For years both fans and the media largely ignored the disparity in this split, but it's because of this disparity that the UFC likely fetched a price of $4 billion. This comes in the wake of a previous sale of 10% of the promotion that reportedly netted Zuffa $200 million, $269 million in special dividend payments from the long term loans they took out, over a billion dollars in distributions from the earnings the promotion has made over the last decade, and whatever salaries the executives drew. In fact, it is possible that Dana White, who owns a 9% minority share in Zuffa, after this sale is combined with his previous distributions and payments, will have made over the last 15 years, as much from the UFC as every single fighter that has appeared in the Octagon during that time combined.

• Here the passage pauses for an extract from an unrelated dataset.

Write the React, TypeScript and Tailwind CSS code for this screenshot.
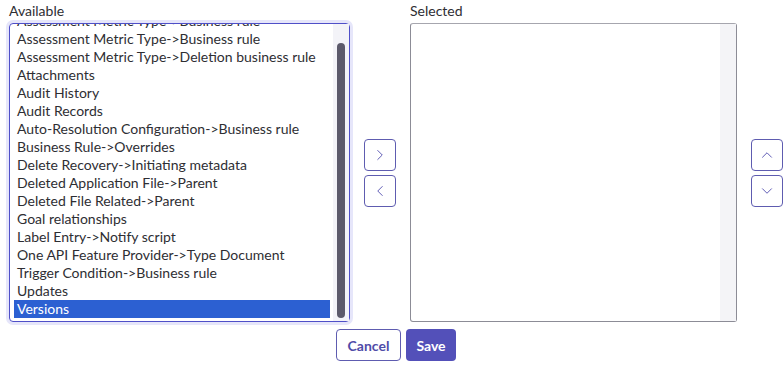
import { ChevronRight, ChevronLeft, ChevronUp, ChevronDown } from "lucide-react";

const available = [
  "Assessment Metric Type->Business rule",
  "Assessment Metric Type->Business rule",
  "Assessment Metric Type->Deletion business rule",
  "Attachments",
  "Audit History",
  "Audit Records",
  "Auto-Resolution Configuration->Business rule",
  "Business Rule->Overrides",
  "Delete Recovery->Initiating metadata",
  "Deleted Application File->Parent",
  "Deleted File Related->Parent",
  "Goal relationships",
  "Label Entry->Notify script",
  "One API Feature Provider->Type Document",
  "Trigger Condition->Business rule",
  "Updates",
  "Versions",
];

function MoveButton({ children }: { children: React.ReactNode }) {
  return (
    <button className="flex h-[32px] w-[32px] items-center justify-center rounded-[4px] border border-[#5e5cb0] bg-white text-[#5552b0]">
      {children}
    </button>
  );
}

export default function App() {
  return (
    <div className="h-[365px] w-[784px] bg-white font-['Lato','Open_Sans',sans-serif] text-[14px] text-[#2e2e33]">
      <div className="flex pl-[9px]">
        <div className="flex w-[341px] flex-col">
          <div className="h-[23px] pt-[1px] leading-[20px]">Available</div>
          <div className="flex h-[299px] rounded-[4px] border border-[#4f4fc8] shadow-[0_0_0_3px_#e6e6fa]">
            <div className="flex min-w-0 flex-1 flex-col justify-end overflow-hidden pb-[3px] pl-[4px]">
              {available.map((item, i) => (
                <div
                  key={i}
                  className={`h-[18px] shrink-0 whitespace-nowrap pl-[3px] leading-[18px] ${
                    item === "Versions" ? "bg-[#2c60d2] text-white" : ""
                  }`}
                >
                  {item}
                </div>
              ))}
            </div>
            <div className="ml-[3px] flex w-[16px] shrink-0 justify-center bg-[#f3f3f8] pb-[3px] pt-[19px]">
              <div className="w-[8px] rounded-full bg-[#5c5a6b]" />
            </div>
          </div>
        </div>

        <div className="mt-[23px] flex w-[60px] flex-col items-center justify-center gap-[4px] pt-[1px]">
          <MoveButton>
            <ChevronRight size={18} strokeWidth={1.25} />
          </MoveButton>
          <MoveButton>
            <ChevronLeft size={18} strokeWidth={1.25} />
          </MoveButton>
        </div>

        <div className="flex w-[327px] flex-col">
          <div className="h-[23px] pt-[1px] leading-[20px]">Selected</div>
          <div className="flex h-[299px] rounded-[3px] border border-[#8c8c96] border-t-[#a6a6ae]">
            <div className="flex-1" />
            <div className="w-[16px] bg-[#f4f4f7]" />
          </div>
        </div>

        <div className="ml-[14px] mt-[23px] flex w-[32px] flex-col items-center justify-center gap-[4px] pt-[1px]">
          <MoveButton>
            <ChevronUp size={18} strokeWidth={1.25} />
          </MoveButton>
          <MoveButton>
            <ChevronDown size={18} strokeWidth={1.25} />
          </MoveButton>
        </div>
      </div>

      <div className="mt-[7px] flex justify-center gap-[5px] pl-[8px]">
        <button className="h-[32px] w-[65px] rounded-[4px] border border-[#5e5cb0] bg-white font-bold text-[#4f4ca8]">
          Cancel
        </button>
        <button className="h-[32px] w-[50px] rounded-[4px] bg-[#5350b9] font-bold text-white">
          Save
        </button>
      </div>
    </div>
  );
}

I have no doubt that Dana White has played an incredibly important part in the success of the UFC, bigger even than the part played by Matt Hughes or Anderson Silva or TIto Ortiz. But has he played a bigger part than Hughes and Silva and Tito, as well as, Brock Lesnar, Ronda Rousey, Chuck Liddell, Randy Couture, Rampage Jackson, Georges St. Pierre, Conor McGregor, Vitor Belfort, Ken Shamrock, Rich Franklin Forest Griffin, and every other fighter that has competed in the cage over the last 15 years have together?

Zuffa will likely be remembered, deservingly so, for "saving" the sport and leading the UFC to its current position as a widely popular global sport. But while they enjoy the fruits of their labor, it shouldn't be forgotten that the people that played an equally important - if not even more important role - have not enjoyed the same rewards over the years.